CIBC on Insights Into Canada's Job Market

MT Newswires
2024-12-12

The Bank of Canada has historically stressed the output gap as
an indicator of downward pressure on inflation ahead, noted CIBC.

Instead, research by the economics team at the bank has made the case that given frequent reassessments of both real gross domestic product and potential GDP, labor market measures of economic slack provide a better real-time indicator than the GDP-based output gap.

Perhaps that's starting to catch on with policymakers, as a recent
speech by Deputy Governor Rhys Mendes used the unemployed/
vacancy ratio in an analysis of the sensitivity of inflation to economic slack, stated CIBC. That indicator also performed well in the bank's analysis of the drivers of United States wage inflation.

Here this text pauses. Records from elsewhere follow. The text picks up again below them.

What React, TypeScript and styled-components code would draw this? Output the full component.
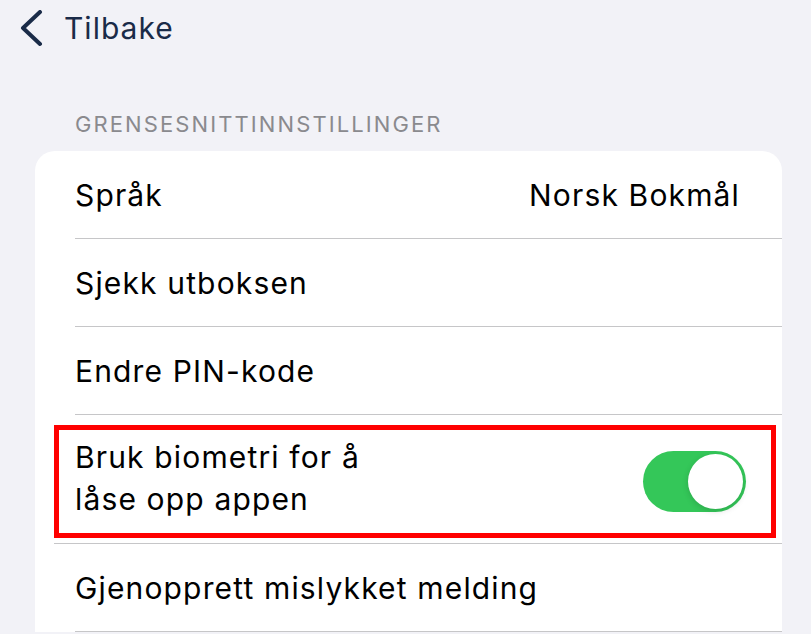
import React from "react";
import styled, { createGlobalStyle } from "styled-components";

const Global = createGlobalStyle`
  html, body { margin: 0; padding: 0; background: #f2f2f7; }
  body { font-family: Inter, "Noto Sans", "Liberation Sans", sans-serif; -webkit-font-smoothing: antialiased; }
`;

const Page = styled.div`
  width: 811px;
  height: 634px;
  overflow: hidden;
  background: #f2f2f7;
  display: flex;
  flex-direction: column;
`;

const NavBar = styled.div`
  height: 58px;
  display: flex;
  align-items: center;
  gap: 20px;
  padding-left: 20px;
  color: #1a2b48;
`;

const BackLabel = styled.span`
  font-size: 30px;
  font-weight: 400;
  letter-spacing: 1px;
  margin-top: -2px;
`;

const SectionTitle = styled.div`
  margin: 53px 0 0 75px;
  height: 40px;
  font-size: 22px;
  line-height: 26px;
  color: #8a8a8e;
  letter-spacing: 2.1px;
`;

const Card = styled.div`
  margin-left: 35px;
  width: 747px;
  background: #fff;
  border-radius: 20px 20px 0 0;
  display: flex;
  flex-direction: column;
`;

const Row = styled.div`
  height: 88px;
  box-sizing: border-box;
  padding: 0 42px 0 0;
  margin-left: 40px;
  border-bottom: 1px solid #c6c6c8;
  display: flex;
  align-items: center;
  justify-content: space-between;
  font-size: 30px;
  letter-spacing: 1.15px;
  color: #000;
`;

const HighlightRow = styled.div`
  height: 129px;
  border-bottom: 1px solid #c6c6c8;
  box-sizing: border-box;
  padding: 10px 6px 5px 0;
  margin-left: 19px;
  display: flex;
`;

const Highlight = styled.div`
  flex: 1;
  border: 5px solid #ff0000;
  display: flex;
  align-items: center;
  justify-content: space-between;
  padding: 0 25px 0 16px;
  font-size: 30px;
  letter-spacing: 1.15px;
  color: #000;
`;

const WrapLabel = styled.span`
  max-width: 310px;
  line-height: 42px;
  margin-top: -8px;
`;

const Toggle = styled.div<{ $on: boolean }>`
  width: 103px;
  height: 61px;
  border-radius: 31px;
  background: ${(p) => (p.$on ? "#34c759" : "#e9e9ea")};
  position: relative;
  flex-shrink: 0;
`;

const Knob = styled.div`
  position: absolute;
  right: 3px;
  top: 3px;
  width: 55px;
  height: 55px;
  border-radius: 50%;
  background: #fff;
  box-shadow: 0 2px 6px rgba(0, 0, 0, 0.15);
`;

const Value = styled.span`
  color: #000;
`;

export default function App() {
  return (
    <Page>
      <Global />
      <NavBar>
        <svg width="24" height="38" viewBox="0 0 24 38">
          <path d="M20 2 L3 18 L20 34" fill="none" stroke="#1a2b48" strokeWidth="4" strokeLinecap="round" strokeLinejoin="round" />
        </svg>
        <BackLabel>Tilbake</BackLabel>
      </NavBar>
      <SectionTitle>GRENSESNITTINNSTILLINGER</SectionTitle>
      <Card>
        <Row>
          <span>Språk</span>
          <Value>Norsk Bokmål</Value>
        </Row>
        <Row>
          <span>Sjekk utboksen</span>
        </Row>
        <Row>
          <span>Endre PIN-kode</span>
        </Row>
        <HighlightRow>
          <Highlight>
            <WrapLabel>Bruk biometri for å låse opp appen</WrapLabel>
            <Toggle $on>
              <Knob />
            </Toggle>
          </Highlight>
        </HighlightRow>
        <Row>
          <span>Gjenopprett mislykket melding</span>
        </Row>
      </Card>
    </Page>
  );
}
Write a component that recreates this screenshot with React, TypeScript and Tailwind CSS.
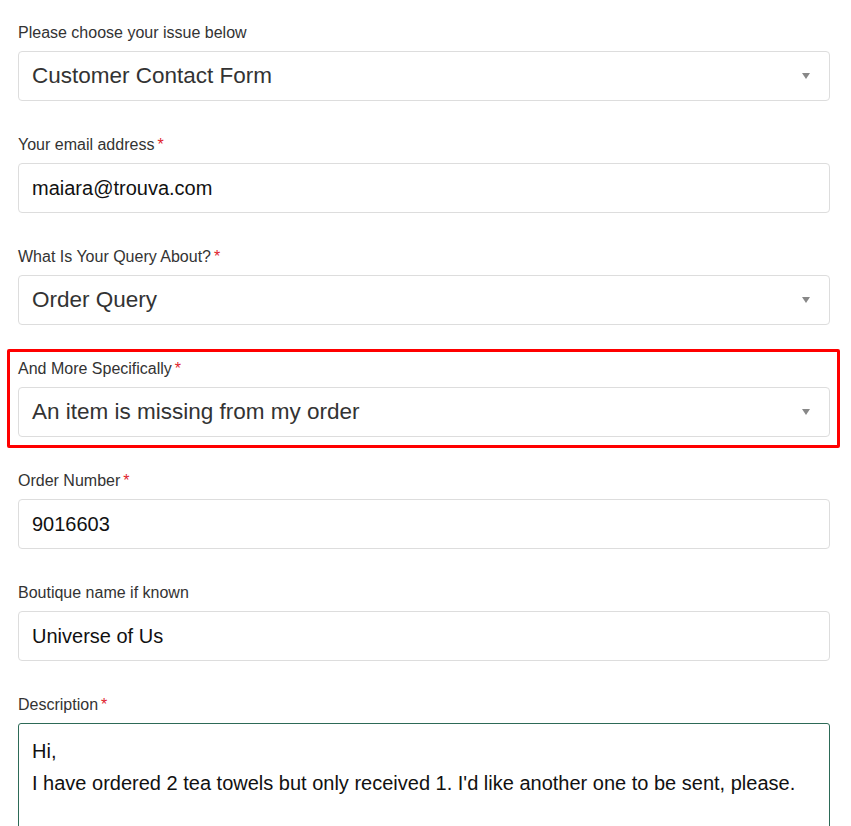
import React from 'react';

const Caret = () => (
    <svg width="8" height="6" viewBox="0 0 8 6" className="absolute right-[19px] top-1/2 -translate-y-1/2">
        <path d="M0 0 H8 L4 6 Z" fill="#888888" />
    </svg>
);

function Label({ text, required }: { text: string; required?: boolean }) {
    return (
        <div className="h-5 leading-5 text-[16px] text-[#333333] mb-[8px]">
            {text}
            {required && <span className="text-[#e0242c] ml-[3px]">*</span>}
        </div>
    );
}

function SelectBox({ value }: { value: string }) {
    return (
        <div className="relative h-[50px] border border-[#dddddd] rounded-[4px] bg-white flex items-center pl-[13px] text-[22.5px] text-[#333333]">
            {value}
            <Caret />
        </div>
    );
}

function TextBox({ value }: { value: string }) {
    return (
        <div className="h-[50px] border border-[#dddddd] rounded-[4px] bg-white flex items-center pl-[13px] text-[20px] text-[#111111]">
            {value}
        </div>
    );
}

export default function App() {
    return (
        <div className="relative w-[851px] h-[826px] overflow-hidden bg-white px-[18px] pt-[23px] [font-family:'Liberation_Sans',Arial,sans-serif]">
            <div className="w-[812px] flex flex-col gap-[34px]">
                <div>
                    <Label text="Please choose your issue below" />
                    <SelectBox value="Customer Contact Form" />
                </div>
                <div>
                    <Label text="Your email address" required />
                    <TextBox value="maiara@trouva.com" />
                </div>
                <div>
                    <Label text="What Is Your Query About?" required />
                    <SelectBox value="Order Query" />
                </div>
                <div>
                    <Label text="And More Specifically" required />
                    <SelectBox value="An item is missing from my order" />
                </div>
                <div>
                    <Label text="Order Number" required />
                    <TextBox value="9016603" />
                </div>
                <div>
                    <Label text="Boutique name if known" />
                    <TextBox value="Universe of Us" />
                </div>
                <div>
                    <Label text="Description" required />
                    <div className="h-[160px] border border-[#2d6a57] rounded-[3px] bg-white pl-[13px] pt-[11px] text-[20px] leading-[32px] text-[#111111]">
                        <div>Hi,</div>
                        <div>I have ordered 2 tea towels but only received 1. I'd like another one to be sent, please.</div>
                    </div>
                </div>
            </div>

            {/* red highlight annotation */}
            <div className="absolute left-[7px] top-[349px] w-[833px] h-[99px] border-[3px] border-[#ff0000] rounded-[2px] pointer-events-none" />
        </div>
    );
}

The numerator in that indicator, the number of unemployed Canadians, has been moving steadily higher as a share of the workforce, and there may be others who are being left out of that count since they've stopped looking, wrote the bank in a note to clients. However, the denominator, job vacancies, has also been contributing to the trend toward more slack.

There was a plethora of vacant jobs as the economy opened up after COVID-19 pandemic restrictions, when in late 2021 and 2022 it seemed like every restaurant, airport, and trucking company had a help-wanted sign.

Those days are now well behind Canada, pointed out CIBC. The headline job vacancy rate has essentially normalized, with the share of positions waiting to be filled now below pre-pandemic levels in cyclical industries. Vacancies are now concentrated in non-cyclical sectors, including fields like health care where there is simply a chronic shortage of those with the right skill set.

The upshot is that the bank's preferred measure of job market slack
-- the number of unemployed persons per job vacancy -- has
steadily increased, and sits above where it stood in 2018-19, a period in which inflation was calm and overnight rates were
below 2%. Strip out health care, and it's now chronic shortage of workers, and the ratio of unemployed to vacant jobs sits at its highest level since 2016, again ignoring the deep economic
chasm of the pandemic.

That economic slack should translate into further downward
pressure on core inflation measures, particularly those that
strip out mortgage interest costs, according to CIBC. In turn, that provides plenty of fuel for further Bank of Canada rate cuts in 2025.

Indeed, barring a turn to large-scale fiscal stimulus, Canada's central bank will likely have to drive the overnight rate into at least mildly stimulative territory, and like CIBC, it will be eyeing these measures of labor market slack to determine when its work is done.